On November 6, 2001, DHS filed a Motion for Order Awarding Permanent Custody and Establishing a Permanent Plan pursuant to HRS § 587-2.[11] Permanent plan hearings were held on November 15 and 16, 2001.[12] On September 16, 2001, the court entered an Order Awarding Permanent Custody (permanent custody order) finding that, by "clear and convincing evidence," Appellants were not "presently willing and able to provide the child(ren) with a safe family home, even with the assistance of a service plan." The permanent custody order (1) divested Appellants of their parental rights pursuant to HRS §§ 587-2 and 587-73 (1993 & Supp.1999), (2) appointed the DHS Director as permanent custodian of the children with the duties and rights set forth under HRS § 587-2 and as stated in the Letters of Permanent Custody, (3) excluded Appellants, pursuant to HRS § 587-73(b)(4) (1993),[13] "from participating in adoption or other subsequent proceedings," (4) provided that Appellants would not be given notice of future hearings, and (5) excluded Appellants from future hearings unless Appellants receive further legal notice requiring their appearance.

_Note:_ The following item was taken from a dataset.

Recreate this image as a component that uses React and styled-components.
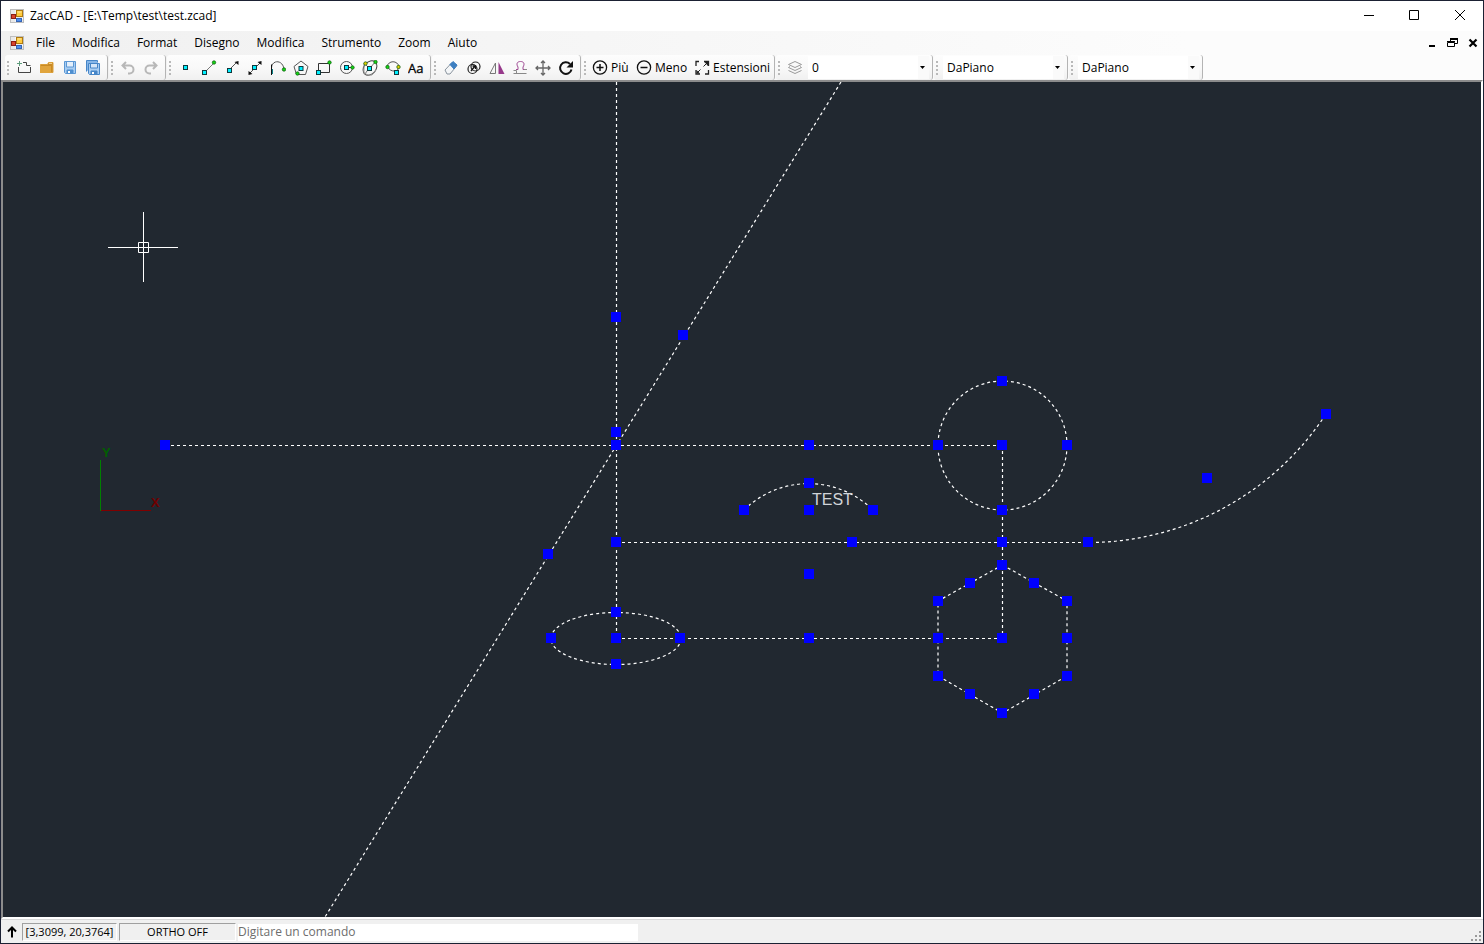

In support of the permanent custody order, the court made the following findings of fact:

A. The child(ren)'s legal mother, legal father, adjudicated, presumed or concerned father as defined under HRS Chapter 578 are not presently willing and able *1090 to provide the child(ren) with a safe family home, even with the assistance of a service plan;
B. It is not reasonably foreseeable that the child(ren)'s legal mother, legal father, adjudicated, presumed or concerned father as defined under HRS Chapter 578 will become willing and able to provide the child(ren) with a safe family home, even with the assistance of a service plan, within a reasonable period of time;
C. The proposed permanent plan attached hereto as Exhibit "A" is in the best interest of the child(ren);

(Emphasis added.)

As indicated, the permanent custody order incorporated a Permanent Plan, marked Exhibit "A", dated November 5, 2001. Under section III of the permanent plan, Objectives Prior to Adoption [or] Guardianship, subsection E provided that the birth family objective was to "[m]aintain the sibling relationships between T.A.B., J.A.Q., M.J.Q., [the children], and their birth parents."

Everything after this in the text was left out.